True. However, the terminolgy has become very confused (confusing).
When folks say "SAN", they really mean "storage array".
When folks say "fibre channel", they really mean "storage area network"
(SAN - as in the interconnecting infrastructure).
...and "a separate 'fabric'" equates roughly to a VSAN (Virtual Storage
Area Network), corrolary to a VLAN. VSANs taking "zoning" to another level, as it were. On CI or over Ethernet, the VMS equivalent would be
the cluster id. number.
And don't SANs have many many capabilities such as RAID, abilities to
comvine physical disks into a single drive, or partition a single drive
into multiple drives ?
Yes. Think: "HSG" or SWXCR.
Do SANs provide any concept of shared locking ?
Does a CI provide such a concept? ...shared SCSI...?
Can a node request that
a block on a drive be locked for writes by other nodes ?
Within the confines of an operating "domain" such as a VMS cluster,
certainly. However, it requires a distributed lock manager.
Or is it pretty much a total free for all with SANs just blindly
executing requests on any drive from any node ?
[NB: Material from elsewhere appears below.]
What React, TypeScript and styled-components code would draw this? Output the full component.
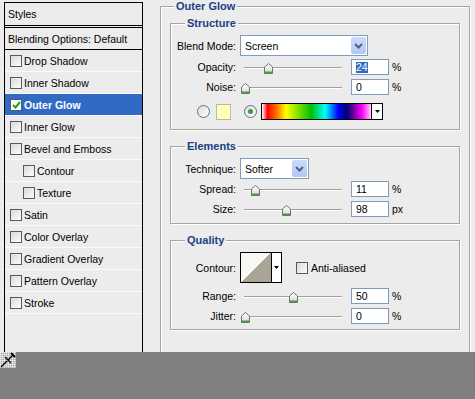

In so far as "drive" and "node" are virtual concepts, yes. However,
there is no "magic" which enables sharing. Read on...
(I would assume that SANs would have ability to provide "views" which
means that a particular node woudl have a defined list of disks it can
access ?
Yes and no. "LUNs" (remember: FC is just a way to carry the SCSI
protocol over a light "beam") are "mapped" to specific fibre adapters
("FA" for short, in the parlance) on the storage array, and "masked" for
access by specifc HBAs (by WWID).
Or can it go and peak at disk drives that have been assigned to
other nodes ?
Zoning, mapping and masking restrict "visibility" between specific HBAs
and LUNs.
Seems to me that there would be a large number of management issues to
deal with that would not be needed in case of a VMS cluster. A VMS
cluster offers a single security concept, shared locking etc. When you
have different seperate nodes accesing drives in a SAN, those are no
longer applicable.
Well, you're confusing SANs with MSCP-served storage.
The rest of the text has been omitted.